I went through quite a few large dementia studies to see if any of them specifically listed the effect of heavy metals as an etiology. Not a single one did. How can something so pervasive, with such a well established link to neurological issues (and specifically dementia!) fail to come up so frequently in etiological discussions? How is it even possible that supposedly rigorous analysis can miss something so obvious?

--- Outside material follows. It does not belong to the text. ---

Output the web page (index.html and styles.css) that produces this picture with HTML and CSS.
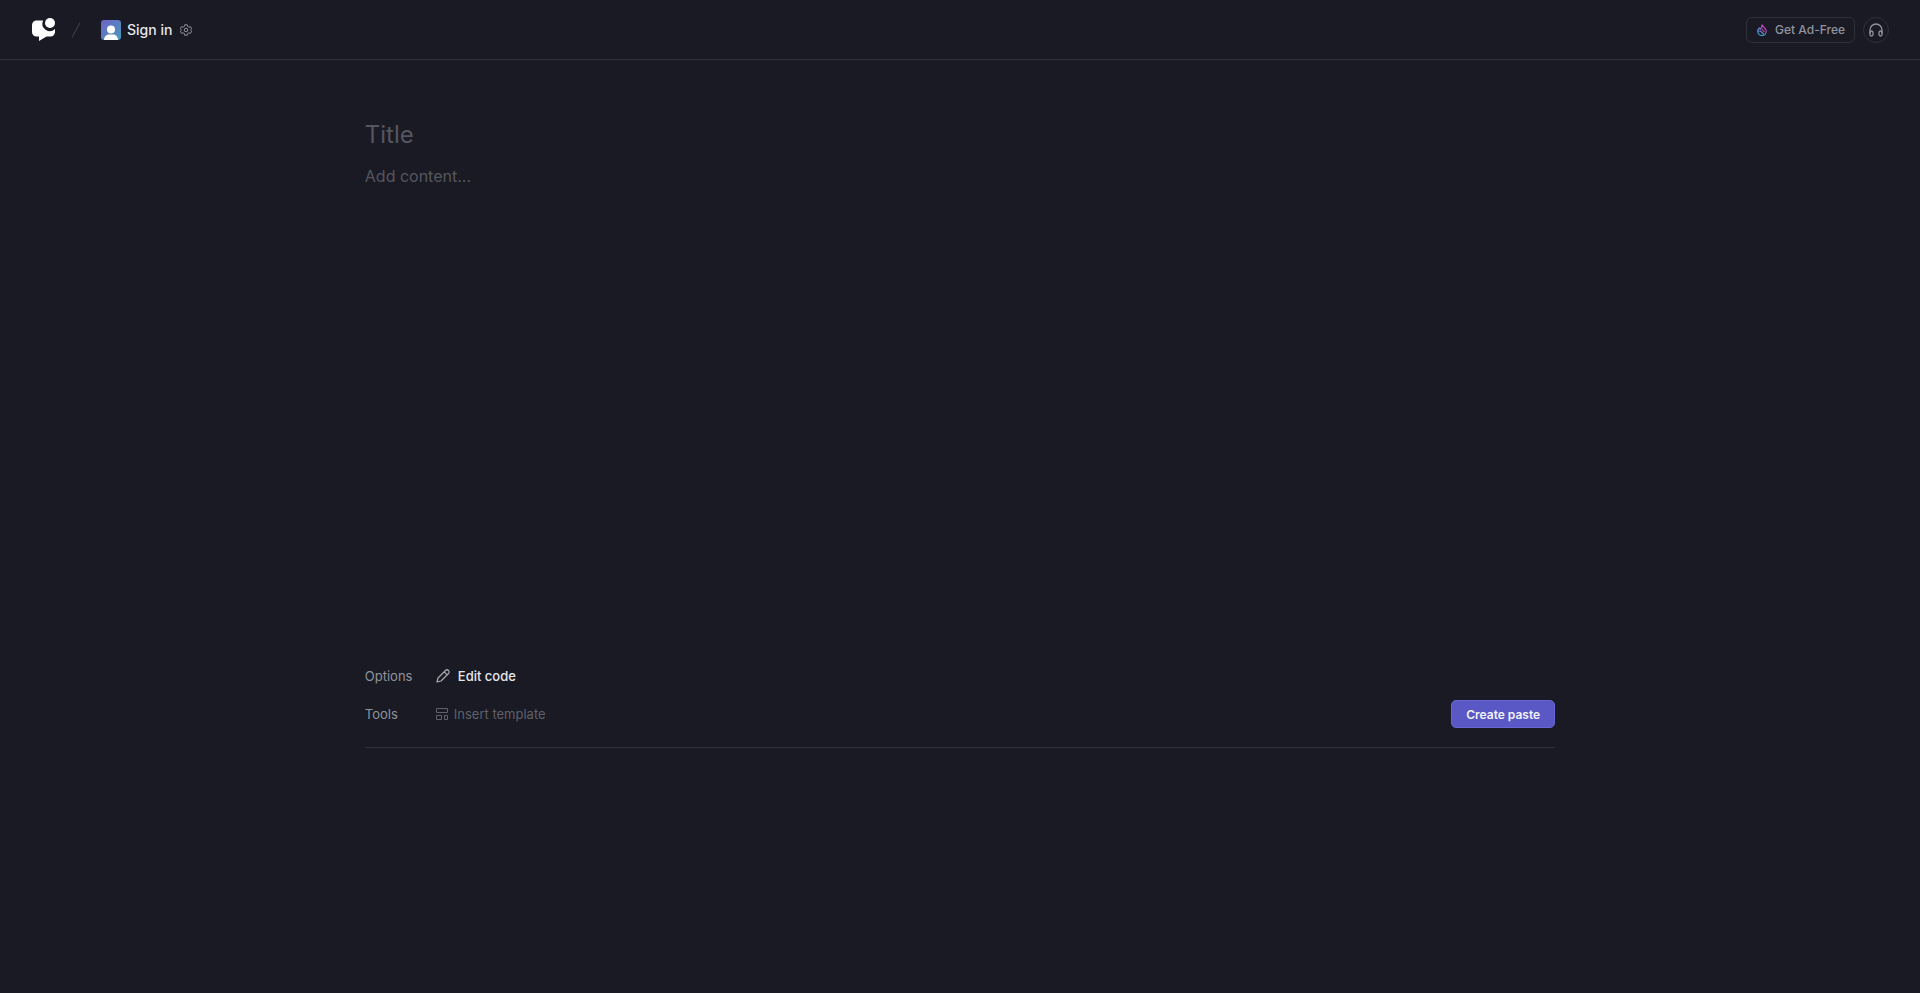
FILE: index.html
```html
<!DOCTYPE html>
<html lang="en">
<head>
<meta charset="UTF-8">
<meta name="viewport" content="width=device-width, initial-scale=1.0">
<title>New paste</title>
<link rel="stylesheet" href="styles.css">
</head>
<body>
<header class="topbar">
    <nav class="topbar-left">
        <a class="logo" href="/" aria-label="Home">
            <svg width="24" height="24" viewBox="0 0 24 24" fill="#fff">
                <path d="M4.500 2.500h6.600A7.500 7.500 0 0 0 23 11.100V14a4.500 4.500 0 0 1-4.500 4.500h-4L7 23v-4.500H4.500A4.500 4.500 0 0 1 0 14V7a4.500 4.500 0 0 1 4.500-4.500z"/>
                <circle cx="18" cy="5" r="5"/>
            </svg>
        </a>
        <svg class="slash" width="10" height="16" viewBox="0 0 10 16" fill="none" stroke="#43444e">
            <path d="M9 .5L1 15.500"/>
        </svg>
        <a class="sign-in" href="/login">
            <svg class="avatar" width="20" height="20" viewBox="0 0 20 20">
                <defs>
                    <linearGradient id="sky" x1="0" y1="0" x2="1" y2="1">
                        <stop offset="0" stop-color="#6f62c6"/>
                        <stop offset="1" stop-color="#479bbd"/>
                    </linearGradient>
                </defs>
                <rect width="20" height="20" fill="url(#sky)"/>
                <circle cx="10" cy="9.500" r="4" fill="#fff"/>
                <path d="M3 20c0-3.500 2.500-5.500 5-5.500h4c2.500 0 5 2 5 5.500z" fill="#fff"/>
            </svg>
            <span>Sign in</span>
        </a>
        <button class="settings" type="button" aria-label="Settings">
            <svg width="12" height="12" viewBox="0 0 24 24" fill="none" stroke="currentColor" stroke-width="2" stroke-linejoin="round">
                <path d="M9.500 1.500h5l.8 3.400 2.400 1.400 3.300-1 2.500 4.300-2.500 2.400 2.500 2.400-2.500 4.300-3.300-1-2.400 1.400-.8 3.400h-5l-.8-3.400-2.400-1.400-3.300 1-2.500-4.300L3 12 .5 9.600 3 5.300l3.300 1 2.400-1.400z"/>
                <circle cx="12" cy="12" r="3.500"/>
            </svg>
        </button>
    </nav>
    <div class="topbar-right">
        <a class="ad-free" href="/pro">
            <svg width="10" height="12" viewBox="0 0 20 24" fill="none" stroke="url(#flame)" stroke-width="2.400" stroke-linecap="round" stroke-linejoin="round">
                <defs>
                    <linearGradient id="flame" x1="0.800" y1="0" x2="0.200" y2="1">
                        <stop offset="0.300" stop-color="#c046c0"/>
                        <stop offset="0.700" stop-color="#3fa3d3"/>
                    </linearGradient>
                </defs>
                <path d="M10 1.500c1 4 8.500 6.500 8.500 13a8.500 8.500 0 0 1-17 0c0-3 1.500-5 3-6.500l2 2.500c2.500-2.500 3.500-5 3.500-9z"/>
                <path d="M2 14h5l6 6M10 10l4 5"/>
            </svg>
            <span>Get Ad-Free</span>
        </a>
        <button class="support" type="button" aria-label="Support">
            <svg width="14" height="14" viewBox="0 0 14 14" fill="none" stroke="currentColor" stroke-width="1.300" stroke-linecap="round" stroke-linejoin="round">
                <path d="M1 10V7a6 6 0 0 1 12 0v3"/>
                <path d="M1 9.500a1.500 1.500 0 0 1 3 0v2a1.500 1.500 0 0 1-3 0zM10 9.500a1.500 1.500 0 0 1 3 0v2a1.500 1.500 0 0 1-3 0z"/>
            </svg>
        </button>
    </div>
</header>

<main>
    <form class="paste">
        <input class="paste-title" type="text" placeholder="Title" aria-label="Title">
        <textarea class="paste-content" placeholder="Add content..." aria-label="Content"></textarea>
        <div class="row">
            <span class="row-label">Options</span>
            <button class="edit-code" type="button">
                <svg width="14" height="14" viewBox="0 0 14 14" fill="none" stroke="#a9aab2" stroke-width="1.200" stroke-linejoin="round">
                    <path d="M1 13l1-4L9.500 1.500a1.800 1.800 0 0 1 3 3L5 12zM8.200 2.800l3 3"/>
                </svg>
                <span>Edit code</span>
            </button>
        </div>
        <div class="row">
            <span class="row-label">Tools</span>
            <button class="insert-template" type="button">
                <svg width="12" height="12" viewBox="0 0 12 12" fill="none" stroke="currentColor">
                    <path d="M.5.5h11v4H.5zM.5 7.500h5v4h-5zM8.500 7.500h3v4h-3z"/>
                </svg>
                <span>Insert template</span>
            </button>
            <button class="create" type="submit">Create paste</button>
        </div>
    </form>
</main>
</body>
</html>
```

FILE: styles.css
```css
* {
    box-sizing: border-box;
}
body {
    margin: 0;
    background-color: #191a23;
    color: #e6e6ec;
    font-family: Inter, "Liberation Sans", sans-serif;
    font-size: 13px;
}
a {
    color: inherit;
    text-decoration: none;
}
button, input, textarea {
    padding: 0;
    border: none;
    background: none;
    color: inherit;
    font: inherit;
}
button {
    cursor: pointer;
}
svg {
    display: block;
    flex-shrink: 0;
}

/* Top bar */
.topbar {
    display: flex;
    justify-content: space-between;
    align-items: center;
    height: 60px;
    padding: 0 31px 0 32px;
    border-bottom: 1px solid #30313b;
}
.topbar-left, .topbar-right, .sign-in, .ad-free {
    display: flex;
    align-items: center;
}
.slash {
    margin: 0 20px 0 15px;
}
.sign-in {
    gap: 6px;
    font-size: 14px;
    font-weight: 500;
}
.avatar {
    border-radius: 3px;
}
.settings {
    margin-left: 8px;
    color: #92939d;
}
.topbar-right {
    gap: 8px;
    color: #92939d;
}
.ad-free {
    gap: 8px;
    height: 26px;
    padding: 0 9px 0 10px;
    border: 1px solid #30313b;
    border-radius: 6px;
    font-size: 12px;
    font-weight: 500;
}
.support {
    display: flex;
    align-items: center;
    justify-content: center;
    width: 26px;
    height: 26px;
    border: 1px solid #30313b;
    border-radius: 50%;
}

/* Paste form */
.paste {
    display: flex;
    flex-direction: column;
    width: 62%;
    margin: 0 auto;
    padding: 56px 0 14px;
    border-bottom: 1px solid #30313b;
}
.paste-title {
    height: 36px;
    font-size: 24px;
}
.paste-content {
    height: 493px;
    margin: 12px 0 0;
    font-size: 16px;
    line-height: 24px;
    resize: none;
}
.paste-title:focus, .paste-content:focus {
    outline: none;
}
::placeholder {
    color: #55565f;
    opacity: 1;
}
.row {
    display: flex;
    align-items: center;
    height: 38px;
}
.row-label {
    width: 71px;
    color: #92939d;
}
.edit-code, .insert-template {
    display: flex;
    align-items: center;
}
.edit-code {
    gap: 8px;
    font-weight: 500;
}
.insert-template {
    gap: 6px;
    color: #5f606a;
}
.create {
    height: 28px;
    margin-left: auto;
    padding: 0 14px;
    border: 1px solid #6868d2;
    border-radius: 5px;
    background-color: #5958c4;
    color: #f1f1fc;
    font-size: 12px;
    font-weight: 600;
}
```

There are tons of examples like this, of pervasive conditions which are almost never mentioned in etiological discussions of neurological “conditions”. For example, somewhere between 2-10% of all people in the US ever get full karyotype testing in their lifetime. For the past few decades strides have been made to test for trisomy 21 (Down’s), but they only test for that instead of doing the full karyotope. Why is this important? Because trisomy linked and [XYY “syndrome”] have symptom sets completely indistinguishable from many other “psychiatric” conditions. (Also, note the insane sexism between the two articles. They have nearly the same presentation, but the XXX article leans heavy into the “psychiatric” aspect and “low IQ” while the XYY asserts “mostly normal” despite nearly the exact same presentation. Fucking hell.)
We place a lot of faith in science to help us understand the world around us, or at least reach commonality of terms. Unfortunately the way we practice science is so utterly compromised by what we “believe” and what we “want” things to be that it’s been failing us on a pretty primal level with regard to neurological research. It’s this complete cloud that somehow allows us to believe that the most numerous type of cells in the nervous system (glia) are less impactful of cognitive function than neurons. It allows us to believe that “psychiatric” conditions are “neurological” conditions, despite psychiatry being unable to accurately assess what any of these conditions actually are.

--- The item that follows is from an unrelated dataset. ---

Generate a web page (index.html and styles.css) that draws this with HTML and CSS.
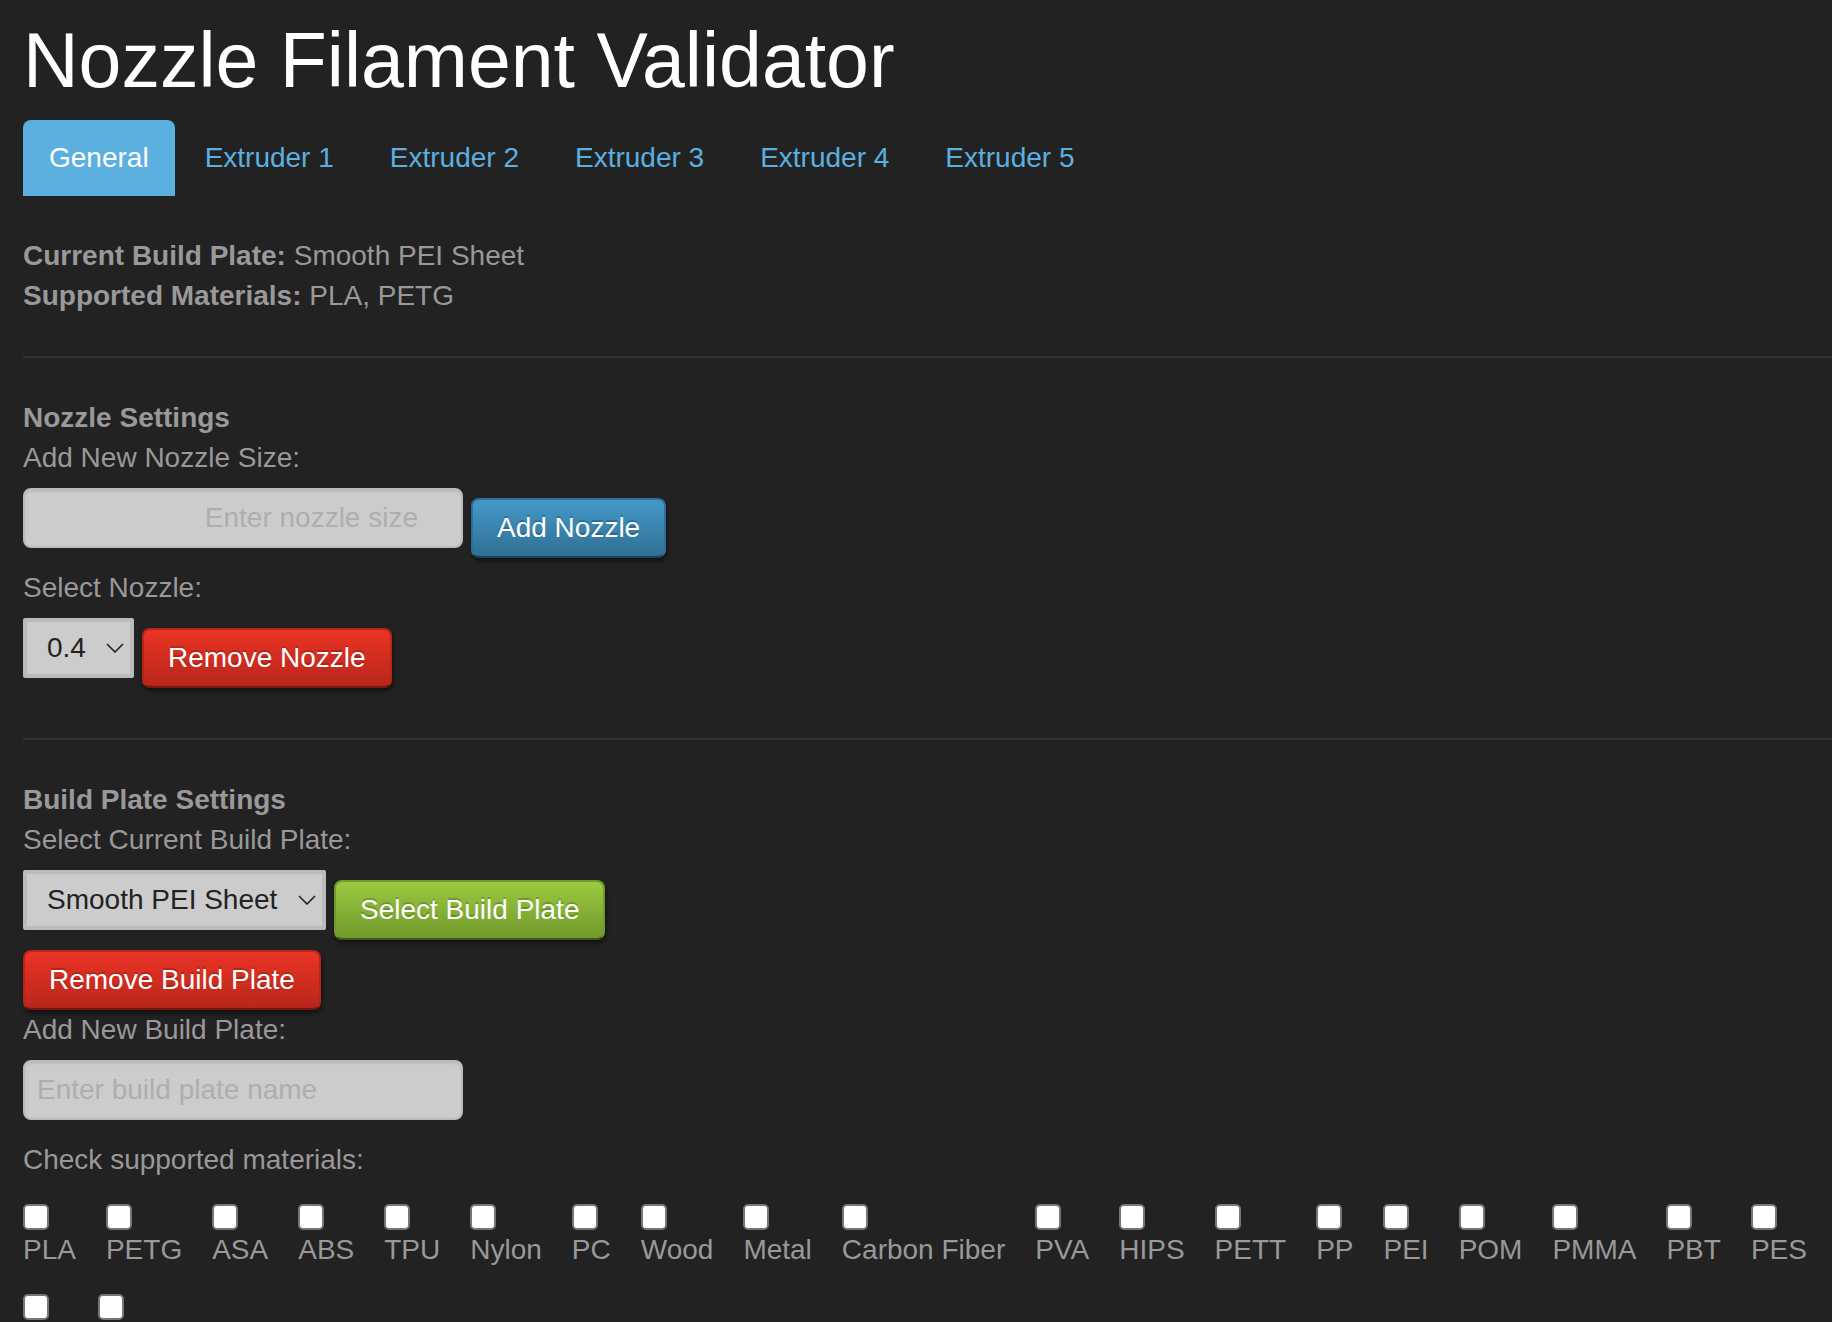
FILE: index.html
```html
<!DOCTYPE html>
<html lang="en">
<head>
<meta charset="utf-8">
<title>Nozzle Filament Validator</title>
<link rel="stylesheet" href="styles.css">
</head>
<body>
<main class="page">
  <h1 class="title">Nozzle Filament Validator</h1>
  <nav class="tabs">
    <a class="tab tab-active" href="#general">General</a>
    <a class="tab" href="#extruder1">Extruder 1</a>
    <a class="tab" href="#extruder2">Extruder 2</a>
    <a class="tab" href="#extruder3">Extruder 3</a>
    <a class="tab" href="#extruder4">Extruder 4</a>
    <a class="tab" href="#extruder5">Extruder 5</a>
  </nav>

  <section class="summary">
    <div><strong>Current Build Plate:</strong> Smooth PEI Sheet</div>
    <div><strong>Supported Materials:</strong> PLA, PETG</div>
  </section>
  <hr class="rule">

  <section>
    <strong class="heading">Nozzle Settings</strong>
    <label class="label" for="nozzle-size">Add New Nozzle Size:</label>
    <div class="row">
      <input class="field field-number" id="nozzle-size" type="number" placeholder="Enter nozzle size">
      <button class="btn btn-primary" type="button">Add Nozzle</button>
    </div>
    <label class="label" for="nozzle">Select Nozzle:</label>
    <div class="row">
      <select class="select" id="nozzle"><option>0.4</option></select>
      <button class="btn btn-danger" type="button">Remove Nozzle</button>
    </div>
  </section>
  <hr class="rule">

  <section>
    <strong class="heading">Build Plate Settings</strong>
    <label class="label" for="plate">Select Current Build Plate:</label>
    <div class="row">
      <select class="select" id="plate"><option>Smooth PEI Sheet</option></select>
      <button class="btn btn-success" type="button">Select Build Plate</button>
    </div>
    <button class="btn btn-danger" type="button">Remove Build Plate</button>
    <label class="label" for="plate-name">Add New Build Plate:</label>
    <div class="row">
      <input class="field" id="plate-name" type="text" placeholder="Enter build plate name">
    </div>
    <div>Check supported materials:</div>
    <div class="materials">
      <label class="material"><input class="check" type="checkbox">PLA</label>
      <label class="material"><input class="check" type="checkbox">PETG</label>
      <label class="material"><input class="check" type="checkbox">ASA</label>
      <label class="material"><input class="check" type="checkbox">ABS</label>
      <label class="material"><input class="check" type="checkbox">TPU</label>
      <label class="material"><input class="check" type="checkbox">Nylon</label>
      <label class="material"><input class="check" type="checkbox">PC</label>
      <label class="material"><input class="check" type="checkbox">Wood</label>
      <label class="material"><input class="check" type="checkbox">Metal</label>
      <label class="material"><input class="check" type="checkbox">Carbon Fiber</label>
      <label class="material"><input class="check" type="checkbox">PVA</label>
      <label class="material"><input class="check" type="checkbox">HIPS</label>
      <label class="material"><input class="check" type="checkbox">PETT</label>
      <label class="material"><input class="check" type="checkbox">PP</label>
      <label class="material"><input class="check" type="checkbox">PEI</label>
      <label class="material"><input class="check" type="checkbox">POM</label>
      <label class="material"><input class="check" type="checkbox">PMMA</label>
      <label class="material"><input class="check" type="checkbox">PBT</label>
      <label class="material"><input class="check" type="checkbox">PES</label>
      <label class="material"><input class="check" type="checkbox" aria-label="Custom material 1"></label>
      <label class="material"><input class="check" type="checkbox" aria-label="Custom material 2"></label>
    </div>
  </section>
</main>
</body>
</html>
```

FILE: styles.css
```css
* {
  box-sizing: border-box;
}

body {
  margin: 0;
  background: #222;
  color: #999;
  font: 28px/40px "Liberation Sans", Arial, Helvetica, sans-serif;
}

.page {
  padding: 20px 0 0 23px;
}

.title {
  margin: 0 0 20px;
  color: #fff;
  font-size: 77px;
  font-weight: 400;
  line-height: 80px;
}

.tabs {
  display: flex;
  gap: 4px;
  margin-bottom: 40px;
}

.tab {
  padding: 18px 26px;
  border-radius: 8px 8px 0 0;
  color: #5bb0e0;
  text-decoration: none;
}

.tab-active {
  background: #5bb0e0;
  color: #fff;
}

.rule {
  height: 2px;
  margin: 40px 0;
  border: 0;
  background: #333;
}

.heading,
.label {
  display: block;
}

.row {
  display: flex;
  gap: 8px;
  align-items: flex-start;
  padding: 10px 0;
}

.row .btn {
  margin-top: 10px;
}

.row .field {
  margin-bottom: 10px;
}

.field {
  width: 440px;
  height: 60px;
  padding: 0 12px;
  border: 2px solid #bbb;
  border-radius: 8px;
  background: #ccc;
  box-shadow: inset 0 2px 2px rgba(0, 0, 0, 0.07);
  color: #222;
  font: inherit;
}

.field::placeholder {
  color: #adafae;
  opacity: 1;
}

.field-number {
  padding-right: 28px;
  text-align: right;
}

.select {
  height: 60px;
  padding: 0 44px 0 20px;
  border: 4px solid #bbb;
  border-radius: 2px;
  appearance: none;
  background: #ccc url("data:image/svg+xml,%3Csvg xmlns='http://www.w3.org/2000/svg' width='18' height='10'%3E%3Cpath d='M1 1l8 8 8-8' fill='none' stroke='%23222' stroke-width='1.6'/%3E%3C/svg%3E") no-repeat right 6px center;
  color: #222;
  font: inherit;
}

.btn {
  display: block;
  height: 60px;
  padding: 0 24px;
  border: 2px solid;
  border-radius: 8px;
  box-shadow: 1px 3px 4px rgba(0, 0, 0, 0.5);
  color: #fff;
  font: inherit;
  text-shadow: 0 -2px 0 rgba(0, 0, 0, 0.2);
}

.btn-primary {
  border-color: #2e7099 #2e7099 #1a405a;
  background: linear-gradient(#4499ca, #2f6f94);
}

.btn-danger {
  border-color: #b8261a #b8261a #75170f;
  background: linear-gradient(#ea3425, #b8261b);
}

.btn-success {
  border-color: #71992b #71992b #3f5718;
  background: linear-gradient(#9aca3f, #71992c);
}

.materials {
  display: flex;
  flex-wrap: wrap;
  gap: 24px 30px;
  padding-top: 24px;
}

.material {
  display: flex;
  flex-direction: column;
}

.material:nth-child(n + 20) {
  width: 45px;
}

.check {
  width: 26px;
  height: 26px;
  margin: 0;
  border: 2px solid #767676;
  border-radius: 5px;
  appearance: none;
  background: #fff;
}

.check:checked {
  background: #5bb0e0;
}
```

I suppose it shouldn’t be a surprise that science has utterly failed so often in this real as it’s just a tool. It’s a tool that is beholden to and limited in functionality by the whims of it’s wielders.
We can improve the tool pretty dramatically by abandoning hypothesis based practice. Hypothesis based practice is the primary injection point for belief, and that belief corrupts the rest of the process from study setup to interpretation of results.
Edit: This has the hamster wheel running, is it a consistent trait in brains to under bias incorrect or “bad” information and over bias “good” or consistent information? Thinking about this constrained to just neuroscience, thirty years ago it looks like general belief held that localized cerebro-cortical activity was the seat of all cognition with the brainstem and cerebellum providing little to no contribution. Localization of really high level cognitive functions are still a pretty commonly held trope, but it looks like most are moving away from this. Twenty years ago it was commonly held that the cerebellum provided no contribution to cognition, and up until recently the brain stem was considered to be a purely reflexive/autonomic body.
It’s odd to me that these lessons derivable from being wrong and why so rarely factor into current/future thought on topics, like humans by default strongly resist negative afferent at all to global social/external constructs. I’m getting a vague ping that there is evidence along this train of thought I need to follow up on.
Edit 2: Probably not super relevant for the main thrust of this post, but this pre-print embodies literally everything I want to complain about regarding neurons and glia.